Records with interface code
<<<<

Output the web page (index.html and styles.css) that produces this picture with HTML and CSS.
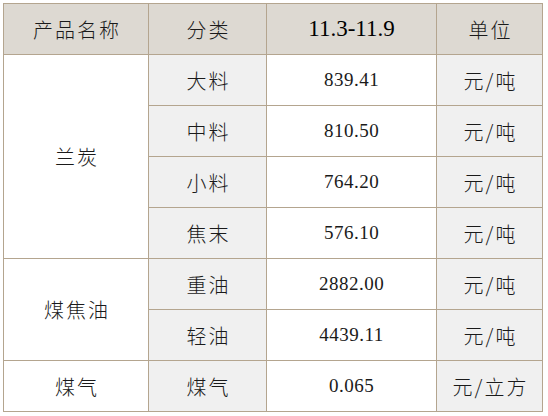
FILE: index.html
```html
<!DOCTYPE html>
<html lang="zh">
<head>
<meta charset="utf-8">
<link rel="stylesheet" href="styles.css">
</head>
<body>
<table class="price-table">
  <colgroup>
    <col class="c1"><col class="c2"><col class="c3"><col class="c4">
  </colgroup>
  <thead>
    <tr>
      <th class="cn">产品名称</th>
      <th class="cn">分类</th>
      <th class="date">11.3-11.9</th>
      <th class="cn">单位</th>
    </tr>
  </thead>
  <tbody>
    <tr>
      <td class="cn" rowspan="4">兰炭</td>
      <td class="cn gray">大料</td>
      <td class="num">839.41</td>
      <td class="cn gray">元/吨</td>
    </tr>
    <tr>
      <td class="cn gray">中料</td>
      <td class="num">810.50</td>
      <td class="cn gray">元/吨</td>
    </tr>
    <tr>
      <td class="cn gray">小料</td>
      <td class="num">764.20</td>
      <td class="cn gray">元/吨</td>
    </tr>
    <tr>
      <td class="cn gray">焦末</td>
      <td class="num">576.10</td>
      <td class="cn gray">元/吨</td>
    </tr>
    <tr>
      <td class="cn" rowspan="2">煤焦油</td>
      <td class="cn gray">重油</td>
      <td class="num">2882.00</td>
      <td class="cn gray">元/吨</td>
    </tr>
    <tr>
      <td class="cn gray">轻油</td>
      <td class="num">4439.11</td>
      <td class="cn gray">元/吨</td>
    </tr>
    <tr>
      <td class="cn">煤气</td>
      <td class="cn gray">煤气</td>
      <td class="num">0.065</td>
      <td class="cn gray">元/立方</td>
    </tr>
  </tbody>
</table>
</body>
</html>
```
FILE: styles.css
```css
html, body {
  margin: 0;
  padding: 0;
  background: #ffffff;
}
body {
  padding: 3px;
}
.price-table {
  border-collapse: collapse;
  table-layout: fixed;
  width: 539px;
}
.c1 { width: 145px; }
.c2 { width: 118px; }
.c3 { width: 170px; }
.c4 { width: 106px; }
.price-table th,
.price-table td {
  border: 1px solid #b4a58f;
  padding: 0;
  height: 50px;
  text-align: center;
  vertical-align: middle;
  color: #1a1a1a;
  font-weight: normal;
}
.price-table thead th {
  background: #ddd9d2;
}
.price-table td.gray {
  background: #f0f0f0;
}
.cn {
  font-family: "Noto Sans CJK SC", sans-serif;
  font-weight: 300;
  font-size: 20px;
  letter-spacing: 2px;
  text-indent: 2px;
}
.price-table th.cn,
.price-table td.cn {
  font-weight: 300;
}
.date {
  font-family: "Liberation Serif", serif;
  font-size: 23px;
  color: #000;
}
.price-table th.date {
  color: #000;
}
.num {
  font-family: "Liberation Serif", serif;
  font-size: 19px;
  letter-spacing: 0.5px;
}
```
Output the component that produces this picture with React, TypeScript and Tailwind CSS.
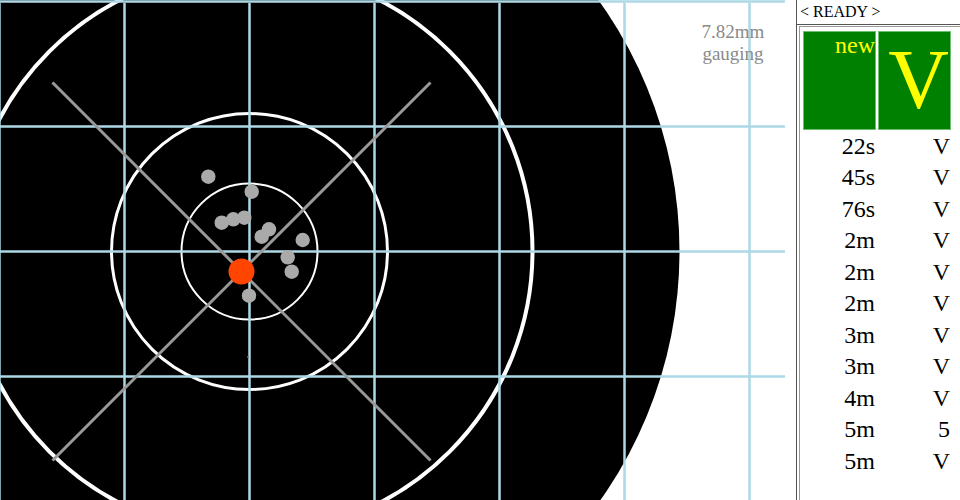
import React from 'react'

const CX = 249.5
const CY = 251.5

// shot positions on the target, oldest first
const shots: [number, number][] = [
  [208.3, 176.7],
  [251.7, 191.7],
  [221.7, 222.7],
  [233.3, 219.3],
  [244.3, 217.7],
  [261.7, 236.7],
  [269, 229.3],
  [302.7, 240],
  [287.7, 257.3],
  [291.7, 271.7],
  [249, 295.7],
]

const history: { t: string; s: string }[] = [
  { t: '22s', s: 'V' },
  { t: '45s', s: 'V' },
  { t: '76s', s: 'V' },
  { t: '2m', s: 'V' },
  { t: '2m', s: 'V' },
  { t: '2m', s: 'V' },
  { t: '3m', s: 'V' },
  { t: '3m', s: 'V' },
  { t: '4m', s: 'V' },
  { t: '5m', s: '5' },
  { t: '5m', s: 'V' },
]

const gridX = [-0.5, 124.5, 249.5, 374.5, 499.5, 624.5, 749.5]
const gridY = [1.5, 126.5, 251.5, 376.5, 501.5]

const Target: React.FC = () => {
  const last: [number, number] = [241.5, 271.5]
  const arm = 189
  return (
    <div className="relative w-[796px] h-[500px] overflow-hidden bg-white">
      <svg width="796" height="500" viewBox="0 0 796 500" className="block">
        <circle cx={CX} cy={CY} r={430} fill="#000" />
        <circle cx={CX} cy={CY} r={283} fill="none" stroke="#fff" strokeWidth={4} />
        <circle cx={CX} cy={CY} r={138} fill="none" stroke="#fff" strokeWidth={3} />
        <circle cx={CX} cy={CY} r={68} fill="none" stroke="#fff" strokeWidth={2} />
        {gridX.map((x) => (
          <line key={'x' + x} x1={x} y1={3} x2={x} y2={500} stroke="#add8e6" strokeWidth={2.5} />
        ))}
        {gridY.map((y) => (
          <line key={'y' + y} x1={0} y1={y} x2={785} y2={y} stroke="#add8e6" strokeWidth={2.5} />
        ))}
        {/* crosshair through latest shot */}
        <line x1={last[0] - arm} y1={last[1] - arm} x2={last[0] + arm} y2={last[1] + arm} stroke="#999" strokeWidth={3} />
        <line x1={last[0] - arm} y1={last[1] + arm} x2={last[0] + arm} y2={last[1] - arm} stroke="#999" strokeWidth={3} />
        {shots.map(([x, y], i) => (
          <circle key={i} cx={x} cy={y} r={7.2} fill="#aaa" />
        ))}
        <circle cx={248} cy={357} r={1} fill="#777" />
        <circle cx={last[0]} cy={last[1]} r={13} fill="#ff4500" />
      </svg>
      <div className="absolute left-[690px] top-[21px] w-[86px] text-center text-[19px] leading-[22px] text-[#8a8a8a] font-['Liberation_Serif','Times_New_Roman',serif]">
        <div>7.82mm</div>
        <div>gauging</div>
      </div>
    </div>
  )
}

const Panel: React.FC = () => (
  <div className="flex-1 h-[500px] border-l border-[#555] bg-white font-['Liberation_Serif','Times_New_Roman',serif] text-black">
    <div className="h-[25px] border-b border-[#555] pl-[3px] text-[16px] leading-[24px]">&lt; READY &gt;</div>
    <div className="mt-[1px] ml-[2px] h-[474px] border-t border-l border-[#999] pt-[4px] pl-[3px]">
      <div className="grid grid-cols-[73px_73px] gap-x-[2px]">
        <div className="h-[99px] bg-[#008000] border border-[#6cbf6c] text-right text-[24px] leading-[27px] text-[#ffff00]">
          new
        </div>
        <div className="h-[99px] bg-[#008000] border border-[#6cbf6c] text-right pr-[1px] text-[84px] leading-[96px] text-[#ffff00]">
          V
        </div>
      </div>
      <div>
        {history.map((h, i) => (
          <div
            key={i}
            className="grid grid-cols-[73px_73px] gap-x-[2px] h-[31.5px] items-center text-[24px] leading-[28px]"
          >
            <div className="text-right pr-[1px]">{h.t}</div>
            <div className="text-right pr-[1px]">{h.s}</div>
          </div>
        ))}
      </div>
    </div>
  </div>
)

export default function App() {
  return (
    <div className="flex w-[960px] h-[500px] overflow-hidden bg-white">
      <Target />
      <Panel />
    </div>
  )
}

>>>>

:: TASK DETAILS ::
Reproduce the whole listing word for word, setting aside any pictures.

:: SOLUTION TO THIS EXERCISE ::
Output the web page (index.html and styles.css) that produces this picture with HTML and CSS.
FILE: index.html
```html
<!DOCTYPE html>
<html lang="zh">
<head>
<meta charset="utf-8">
<link rel="stylesheet" href="styles.css">
</head>
<body>
<table class="price-table">
  <colgroup>
    <col class="c1"><col class="c2"><col class="c3"><col class="c4">
  </colgroup>
  <thead>
    <tr>
      <th class="cn">产品名称</th>
      <th class="cn">分类</th>
      <th class="date">11.3-11.9</th>
      <th class="cn">单位</th>
    </tr>
  </thead>
  <tbody>
    <tr>
      <td class="cn" rowspan="4">兰炭</td>
      <td class="cn gray">大料</td>
      <td class="num">839.41</td>
      <td class="cn gray">元/吨</td>
    </tr>
    <tr>
      <td class="cn gray">中料</td>
      <td class="num">810.50</td>
      <td class="cn gray">元/吨</td>
    </tr>
    <tr>
      <td class="cn gray">小料</td>
      <td class="num">764.20</td>
      <td class="cn gray">元/吨</td>
    </tr>
    <tr>
      <td class="cn gray">焦末</td>
      <td class="num">576.10</td>
      <td class="cn gray">元/吨</td>
    </tr>
    <tr>
      <td class="cn" rowspan="2">煤焦油</td>
      <td class="cn gray">重油</td>
      <td class="num">2882.00</td>
      <td class="cn gray">元/吨</td>
    </tr>
    <tr>
      <td class="cn gray">轻油</td>
      <td class="num">4439.11</td>
      <td class="cn gray">元/吨</td>
    </tr>
    <tr>
      <td class="cn">煤气</td>
      <td class="cn gray">煤气</td>
      <td class="num">0.065</td>
      <td class="cn gray">元/立方</td>
    </tr>
  </tbody>
</table>
</body>
</html>
```
FILE: styles.css
```css
html, body {
  margin: 0;
  padding: 0;
  background: #ffffff;
}
body {
  padding: 3px;
}
.price-table {
  border-collapse: collapse;
  table-layout: fixed;
  width: 539px;
}
.c1 { width: 145px; }
.c2 { width: 118px; }
.c3 { width: 170px; }
.c4 { width: 106px; }
.price-table th,
.price-table td {
  border: 1px solid #b4a58f;
  padding: 0;
  height: 50px;
  text-align: center;
  vertical-align: middle;
  color: #1a1a1a;
  font-weight: normal;
}
.price-table thead th {
  background: #ddd9d2;
}
.price-table td.gray {
  background: #f0f0f0;
}
.cn {
  font-family: "Noto Sans CJK SC", sans-serif;
  font-weight: 300;
  font-size: 20px;
  letter-spacing: 2px;
  text-indent: 2px;
}
.price-table th.cn,
.price-table td.cn {
  font-weight: 300;
}
.date {
  font-family: "Liberation Serif", serif;
  font-size: 23px;
  color: #000;
}
.price-table th.date {
  color: #000;
}
.num {
  font-family: "Liberation Serif", serif;
  font-size: 19px;
  letter-spacing: 0.5px;
}
```
Output the component that produces this picture with React, TypeScript and Tailwind CSS.
import React from 'react'

const CX = 249.5
const CY = 251.5

// shot positions on the target, oldest first
const shots: [number, number][] = [
  [208.3, 176.7],
  [251.7, 191.7],
  [221.7, 222.7],
  [233.3, 219.3],
  [244.3, 217.7],
  [261.7, 236.7],
  [269, 229.3],
  [302.7, 240],
  [287.7, 257.3],
  [291.7, 271.7],
  [249, 295.7],
]

const history: { t: string; s: string }[] = [
  { t: '22s', s: 'V' },
  { t: '45s', s: 'V' },
  { t: '76s', s: 'V' },
  { t: '2m', s: 'V' },
  { t: '2m', s: 'V' },
  { t: '2m', s: 'V' },
  { t: '3m', s: 'V' },
  { t: '3m', s: 'V' },
  { t: '4m', s: 'V' },
  { t: '5m', s: '5' },
  { t: '5m', s: 'V' },
]

const gridX = [-0.5, 124.5, 249.5, 374.5, 499.5, 624.5, 749.5]
const gridY = [1.5, 126.5, 251.5, 376.5, 501.5]

const Target: React.FC = () => {
  const last: [number, number] = [241.5, 271.5]
  const arm = 189
  return (
    <div className="relative w-[796px] h-[500px] overflow-hidden bg-white">
      <svg width="796" height="500" viewBox="0 0 796 500" className="block">
        <circle cx={CX} cy={CY} r={430} fill="#000" />
        <circle cx={CX} cy={CY} r={283} fill="none" stroke="#fff" strokeWidth={4} />
        <circle cx={CX} cy={CY} r={138} fill="none" stroke="#fff" strokeWidth={3} />
        <circle cx={CX} cy={CY} r={68} fill="none" stroke="#fff" strokeWidth={2} />
        {gridX.map((x) => (
          <line key={'x' + x} x1={x} y1={3} x2={x} y2={500} stroke="#add8e6" strokeWidth={2.5} />
        ))}
        {gridY.map((y) => (
          <line key={'y' + y} x1={0} y1={y} x2={785} y2={y} stroke="#add8e6" strokeWidth={2.5} />
        ))}
        {/* crosshair through latest shot */}
        <line x1={last[0] - arm} y1={last[1] - arm} x2={last[0] + arm} y2={last[1] + arm} stroke="#999" strokeWidth={3} />
        <line x1={last[0] - arm} y1={last[1] + arm} x2={last[0] + arm} y2={last[1] - arm} stroke="#999" strokeWidth={3} />
        {shots.map(([x, y], i) => (
          <circle key={i} cx={x} cy={y} r={7.2} fill="#aaa" />
        ))}
        <circle cx={248} cy={357} r={1} fill="#777" />
        <circle cx={last[0]} cy={last[1]} r={13} fill="#ff4500" />
      </svg>
      <div className="absolute left-[690px] top-[21px] w-[86px] text-center text-[19px] leading-[22px] text-[#8a8a8a] font-['Liberation_Serif','Times_New_Roman',serif]">
        <div>7.82mm</div>
        <div>gauging</div>
      </div>
    </div>
  )
}

const Panel: React.FC = () => (
  <div className="flex-1 h-[500px] border-l border-[#555] bg-white font-['Liberation_Serif','Times_New_Roman',serif] text-black">
    <div className="h-[25px] border-b border-[#555] pl-[3px] text-[16px] leading-[24px]">&lt; READY &gt;</div>
    <div className="mt-[1px] ml-[2px] h-[474px] border-t border-l border-[#999] pt-[4px] pl-[3px]">
      <div className="grid grid-cols-[73px_73px] gap-x-[2px]">
        <div className="h-[99px] bg-[#008000] border border-[#6cbf6c] text-right text-[24px] leading-[27px] text-[#ffff00]">
          new
        </div>
        <div className="h-[99px] bg-[#008000] border border-[#6cbf6c] text-right pr-[1px] text-[84px] leading-[96px] text-[#ffff00]">
          V
        </div>
      </div>
      <div>
        {history.map((h, i) => (
          <div
            key={i}
            className="grid grid-cols-[73px_73px] gap-x-[2px] h-[31.5px] items-center text-[24px] leading-[28px]"
          >
            <div className="text-right pr-[1px]">{h.t}</div>
            <div className="text-right pr-[1px]">{h.s}</div>
          </div>
        ))}
      </div>
    </div>
  </div>
)

export default function App() {
  return (
    <div className="flex w-[960px] h-[500px] overflow-hidden bg-white">
      <Target />
      <Panel />
    </div>
  )
}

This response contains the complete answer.